-- Start --

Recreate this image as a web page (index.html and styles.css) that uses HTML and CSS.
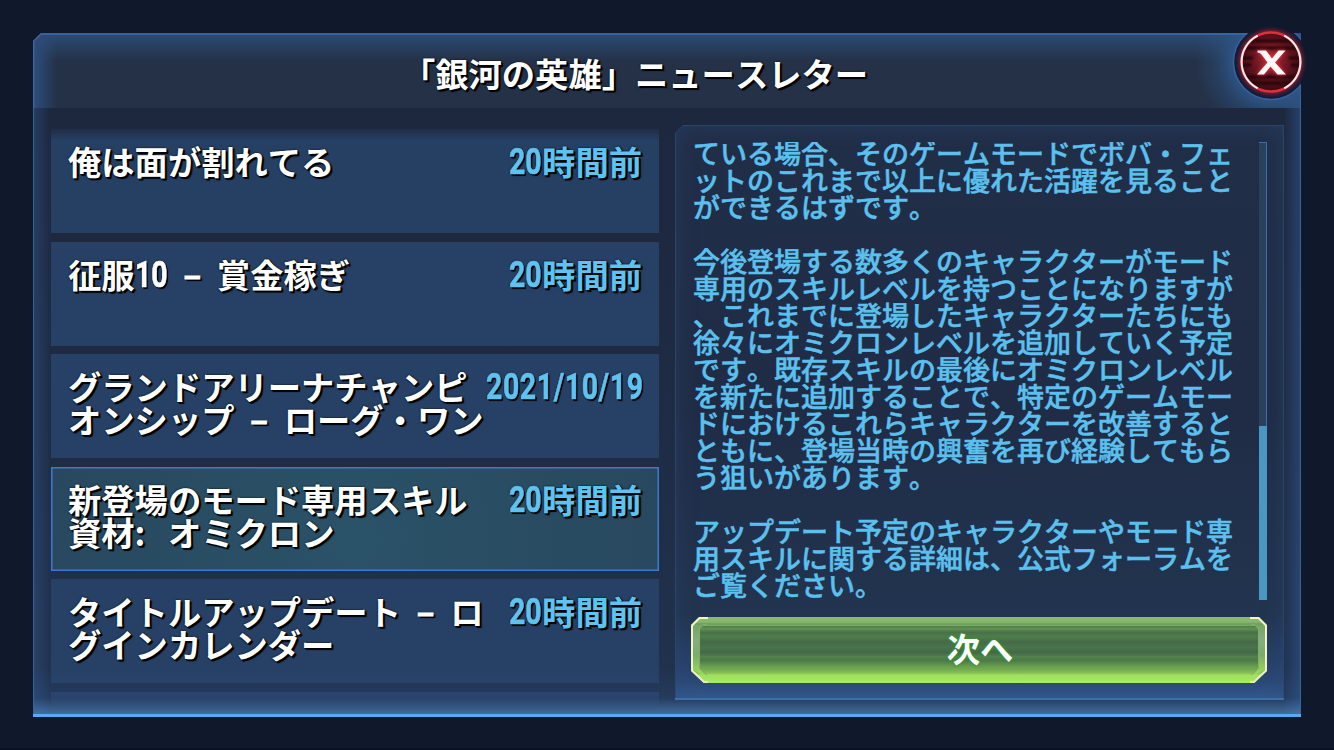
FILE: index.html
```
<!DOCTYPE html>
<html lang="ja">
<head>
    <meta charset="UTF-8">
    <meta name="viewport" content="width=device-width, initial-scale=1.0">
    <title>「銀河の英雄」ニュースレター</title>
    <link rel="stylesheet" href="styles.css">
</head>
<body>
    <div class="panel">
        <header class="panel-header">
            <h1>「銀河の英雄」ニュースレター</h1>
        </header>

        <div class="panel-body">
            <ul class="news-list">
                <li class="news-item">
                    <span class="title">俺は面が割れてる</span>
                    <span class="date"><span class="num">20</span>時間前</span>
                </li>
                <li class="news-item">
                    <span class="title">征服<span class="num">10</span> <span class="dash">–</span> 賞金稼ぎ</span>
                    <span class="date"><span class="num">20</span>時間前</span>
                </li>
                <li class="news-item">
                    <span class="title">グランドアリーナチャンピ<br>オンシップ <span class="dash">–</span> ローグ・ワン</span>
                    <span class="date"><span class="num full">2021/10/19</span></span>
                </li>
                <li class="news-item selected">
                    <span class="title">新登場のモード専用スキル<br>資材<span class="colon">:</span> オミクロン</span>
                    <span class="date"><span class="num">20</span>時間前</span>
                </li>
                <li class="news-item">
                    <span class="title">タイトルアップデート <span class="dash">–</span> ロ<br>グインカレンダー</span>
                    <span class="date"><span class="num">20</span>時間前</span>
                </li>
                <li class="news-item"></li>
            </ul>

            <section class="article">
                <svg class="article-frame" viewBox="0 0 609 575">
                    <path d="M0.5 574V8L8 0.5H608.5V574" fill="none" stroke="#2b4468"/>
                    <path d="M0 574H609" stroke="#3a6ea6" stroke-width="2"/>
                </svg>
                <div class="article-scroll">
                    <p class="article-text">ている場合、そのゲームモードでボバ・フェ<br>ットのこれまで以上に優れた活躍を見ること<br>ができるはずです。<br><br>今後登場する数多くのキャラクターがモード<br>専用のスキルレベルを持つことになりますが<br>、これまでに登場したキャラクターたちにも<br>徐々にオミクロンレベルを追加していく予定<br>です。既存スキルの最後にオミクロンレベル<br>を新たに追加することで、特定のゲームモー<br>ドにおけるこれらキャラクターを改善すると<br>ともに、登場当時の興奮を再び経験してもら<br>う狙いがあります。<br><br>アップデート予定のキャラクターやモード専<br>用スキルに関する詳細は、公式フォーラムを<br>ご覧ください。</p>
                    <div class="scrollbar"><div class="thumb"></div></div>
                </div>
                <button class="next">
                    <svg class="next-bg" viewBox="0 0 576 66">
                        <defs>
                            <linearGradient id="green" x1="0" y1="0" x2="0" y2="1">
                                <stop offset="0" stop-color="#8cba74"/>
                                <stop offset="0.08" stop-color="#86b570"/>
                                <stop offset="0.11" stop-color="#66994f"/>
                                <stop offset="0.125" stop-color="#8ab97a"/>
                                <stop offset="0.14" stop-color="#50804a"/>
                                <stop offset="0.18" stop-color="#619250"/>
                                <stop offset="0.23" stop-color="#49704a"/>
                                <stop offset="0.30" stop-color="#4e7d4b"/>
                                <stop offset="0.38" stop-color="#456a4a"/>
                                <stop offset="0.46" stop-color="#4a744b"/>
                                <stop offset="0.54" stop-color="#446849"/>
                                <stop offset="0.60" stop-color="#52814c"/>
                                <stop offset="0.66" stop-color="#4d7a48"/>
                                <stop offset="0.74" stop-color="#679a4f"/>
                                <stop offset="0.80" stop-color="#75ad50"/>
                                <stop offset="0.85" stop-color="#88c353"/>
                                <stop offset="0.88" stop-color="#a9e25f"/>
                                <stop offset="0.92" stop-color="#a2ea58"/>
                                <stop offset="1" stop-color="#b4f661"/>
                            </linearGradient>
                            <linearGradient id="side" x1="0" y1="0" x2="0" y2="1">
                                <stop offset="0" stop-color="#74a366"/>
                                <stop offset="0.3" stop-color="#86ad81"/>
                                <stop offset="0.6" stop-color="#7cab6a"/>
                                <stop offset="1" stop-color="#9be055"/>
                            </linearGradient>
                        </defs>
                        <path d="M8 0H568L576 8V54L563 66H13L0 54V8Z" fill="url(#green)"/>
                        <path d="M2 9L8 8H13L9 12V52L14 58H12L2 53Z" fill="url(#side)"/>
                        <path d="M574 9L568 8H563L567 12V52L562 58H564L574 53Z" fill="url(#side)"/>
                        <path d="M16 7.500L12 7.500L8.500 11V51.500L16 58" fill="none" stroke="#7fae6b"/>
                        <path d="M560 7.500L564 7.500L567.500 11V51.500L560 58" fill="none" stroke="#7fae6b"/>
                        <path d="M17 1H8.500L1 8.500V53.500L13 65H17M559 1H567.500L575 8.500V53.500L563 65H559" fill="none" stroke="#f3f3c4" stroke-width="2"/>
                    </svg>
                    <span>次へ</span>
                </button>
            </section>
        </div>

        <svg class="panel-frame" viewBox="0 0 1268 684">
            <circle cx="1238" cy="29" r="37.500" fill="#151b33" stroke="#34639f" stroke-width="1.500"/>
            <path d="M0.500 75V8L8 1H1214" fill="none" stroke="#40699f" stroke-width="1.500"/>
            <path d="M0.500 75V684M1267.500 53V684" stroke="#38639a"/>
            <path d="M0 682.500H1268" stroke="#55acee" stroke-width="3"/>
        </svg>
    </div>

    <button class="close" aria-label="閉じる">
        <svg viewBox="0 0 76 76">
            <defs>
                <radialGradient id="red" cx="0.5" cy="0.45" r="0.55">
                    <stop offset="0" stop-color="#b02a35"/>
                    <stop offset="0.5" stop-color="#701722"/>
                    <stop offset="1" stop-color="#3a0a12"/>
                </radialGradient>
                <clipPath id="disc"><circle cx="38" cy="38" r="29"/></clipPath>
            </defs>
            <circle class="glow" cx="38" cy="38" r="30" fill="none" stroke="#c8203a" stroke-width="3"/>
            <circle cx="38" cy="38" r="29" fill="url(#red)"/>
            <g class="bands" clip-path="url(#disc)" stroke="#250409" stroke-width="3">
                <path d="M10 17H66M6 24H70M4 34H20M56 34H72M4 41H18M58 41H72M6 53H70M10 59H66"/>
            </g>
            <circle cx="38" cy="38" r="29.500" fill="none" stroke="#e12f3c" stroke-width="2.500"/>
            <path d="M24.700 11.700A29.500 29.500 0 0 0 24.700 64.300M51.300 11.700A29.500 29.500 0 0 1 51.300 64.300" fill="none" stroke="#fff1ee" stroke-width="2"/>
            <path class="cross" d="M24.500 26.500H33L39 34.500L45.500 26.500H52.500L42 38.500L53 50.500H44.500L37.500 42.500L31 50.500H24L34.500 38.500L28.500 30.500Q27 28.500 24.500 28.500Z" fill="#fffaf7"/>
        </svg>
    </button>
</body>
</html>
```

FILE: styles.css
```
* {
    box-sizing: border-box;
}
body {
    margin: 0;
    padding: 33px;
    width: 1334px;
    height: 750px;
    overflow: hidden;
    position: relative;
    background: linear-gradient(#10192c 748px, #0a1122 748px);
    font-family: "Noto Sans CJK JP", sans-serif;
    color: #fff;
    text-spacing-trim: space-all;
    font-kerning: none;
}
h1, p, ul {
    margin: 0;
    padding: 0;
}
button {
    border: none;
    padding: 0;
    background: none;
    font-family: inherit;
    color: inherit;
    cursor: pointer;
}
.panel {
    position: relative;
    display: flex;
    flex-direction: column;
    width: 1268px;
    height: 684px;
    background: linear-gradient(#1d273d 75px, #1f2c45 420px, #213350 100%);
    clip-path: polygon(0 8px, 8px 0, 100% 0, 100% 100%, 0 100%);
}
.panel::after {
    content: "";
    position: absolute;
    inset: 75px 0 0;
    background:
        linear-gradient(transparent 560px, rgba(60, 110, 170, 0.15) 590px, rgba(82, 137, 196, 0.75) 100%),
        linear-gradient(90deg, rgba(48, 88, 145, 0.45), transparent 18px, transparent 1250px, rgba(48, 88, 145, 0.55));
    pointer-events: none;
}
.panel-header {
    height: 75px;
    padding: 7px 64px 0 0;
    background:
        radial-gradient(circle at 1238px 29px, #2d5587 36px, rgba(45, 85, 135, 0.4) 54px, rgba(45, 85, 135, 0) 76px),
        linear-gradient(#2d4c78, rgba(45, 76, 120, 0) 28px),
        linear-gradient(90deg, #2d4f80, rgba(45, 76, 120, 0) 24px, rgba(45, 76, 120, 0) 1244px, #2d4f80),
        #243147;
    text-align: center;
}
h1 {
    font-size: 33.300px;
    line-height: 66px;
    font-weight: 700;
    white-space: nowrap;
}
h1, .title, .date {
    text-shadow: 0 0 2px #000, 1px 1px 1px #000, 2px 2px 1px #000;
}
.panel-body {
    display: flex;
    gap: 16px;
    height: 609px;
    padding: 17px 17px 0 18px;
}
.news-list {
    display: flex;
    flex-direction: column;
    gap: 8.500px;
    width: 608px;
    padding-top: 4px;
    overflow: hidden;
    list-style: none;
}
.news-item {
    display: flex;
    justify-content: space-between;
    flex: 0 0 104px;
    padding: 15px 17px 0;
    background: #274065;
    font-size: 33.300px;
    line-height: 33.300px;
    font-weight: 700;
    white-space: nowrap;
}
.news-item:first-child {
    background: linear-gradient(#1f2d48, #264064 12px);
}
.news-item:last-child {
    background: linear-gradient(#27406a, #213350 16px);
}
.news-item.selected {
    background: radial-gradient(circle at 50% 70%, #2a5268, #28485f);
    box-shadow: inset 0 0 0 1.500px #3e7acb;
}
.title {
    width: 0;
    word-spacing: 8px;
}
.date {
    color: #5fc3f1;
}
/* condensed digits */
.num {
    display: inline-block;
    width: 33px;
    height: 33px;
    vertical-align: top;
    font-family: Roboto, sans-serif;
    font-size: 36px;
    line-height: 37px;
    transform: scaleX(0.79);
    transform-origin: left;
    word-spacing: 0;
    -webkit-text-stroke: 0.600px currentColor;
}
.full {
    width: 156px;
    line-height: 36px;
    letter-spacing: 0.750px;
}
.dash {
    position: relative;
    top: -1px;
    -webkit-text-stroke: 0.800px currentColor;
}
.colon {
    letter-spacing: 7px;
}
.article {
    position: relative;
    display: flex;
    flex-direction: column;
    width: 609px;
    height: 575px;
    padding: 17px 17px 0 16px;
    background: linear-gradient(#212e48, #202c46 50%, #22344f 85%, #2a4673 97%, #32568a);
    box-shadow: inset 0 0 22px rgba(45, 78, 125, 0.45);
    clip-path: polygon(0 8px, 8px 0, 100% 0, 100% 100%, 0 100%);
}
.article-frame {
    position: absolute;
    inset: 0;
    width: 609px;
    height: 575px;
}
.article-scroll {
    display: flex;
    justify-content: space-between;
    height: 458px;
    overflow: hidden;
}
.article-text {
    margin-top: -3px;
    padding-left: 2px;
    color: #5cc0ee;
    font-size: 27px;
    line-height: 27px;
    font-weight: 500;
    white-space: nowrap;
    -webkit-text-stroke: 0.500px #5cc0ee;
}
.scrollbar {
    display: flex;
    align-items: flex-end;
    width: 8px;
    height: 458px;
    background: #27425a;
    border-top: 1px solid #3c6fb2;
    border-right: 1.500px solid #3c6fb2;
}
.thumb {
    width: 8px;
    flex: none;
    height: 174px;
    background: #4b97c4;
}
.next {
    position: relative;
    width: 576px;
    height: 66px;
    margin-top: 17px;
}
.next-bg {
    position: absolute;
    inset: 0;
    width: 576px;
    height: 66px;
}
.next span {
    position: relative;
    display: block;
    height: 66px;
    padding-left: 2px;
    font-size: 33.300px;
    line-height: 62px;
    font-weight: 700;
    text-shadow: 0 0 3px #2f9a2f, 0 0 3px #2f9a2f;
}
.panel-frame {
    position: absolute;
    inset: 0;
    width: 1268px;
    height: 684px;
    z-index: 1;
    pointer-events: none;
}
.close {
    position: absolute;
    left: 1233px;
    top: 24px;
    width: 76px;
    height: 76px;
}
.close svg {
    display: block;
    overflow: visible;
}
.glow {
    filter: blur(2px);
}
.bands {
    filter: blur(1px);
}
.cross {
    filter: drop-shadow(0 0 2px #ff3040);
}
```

-- End --

• _What this task involves_: Collect each line above holding the string "styles".

• _Response below_:
Recreate this image as a web page (index.html and styles.css) that uses HTML and CSS.
    <link rel="stylesheet" href="styles.css">
FILE: styles.css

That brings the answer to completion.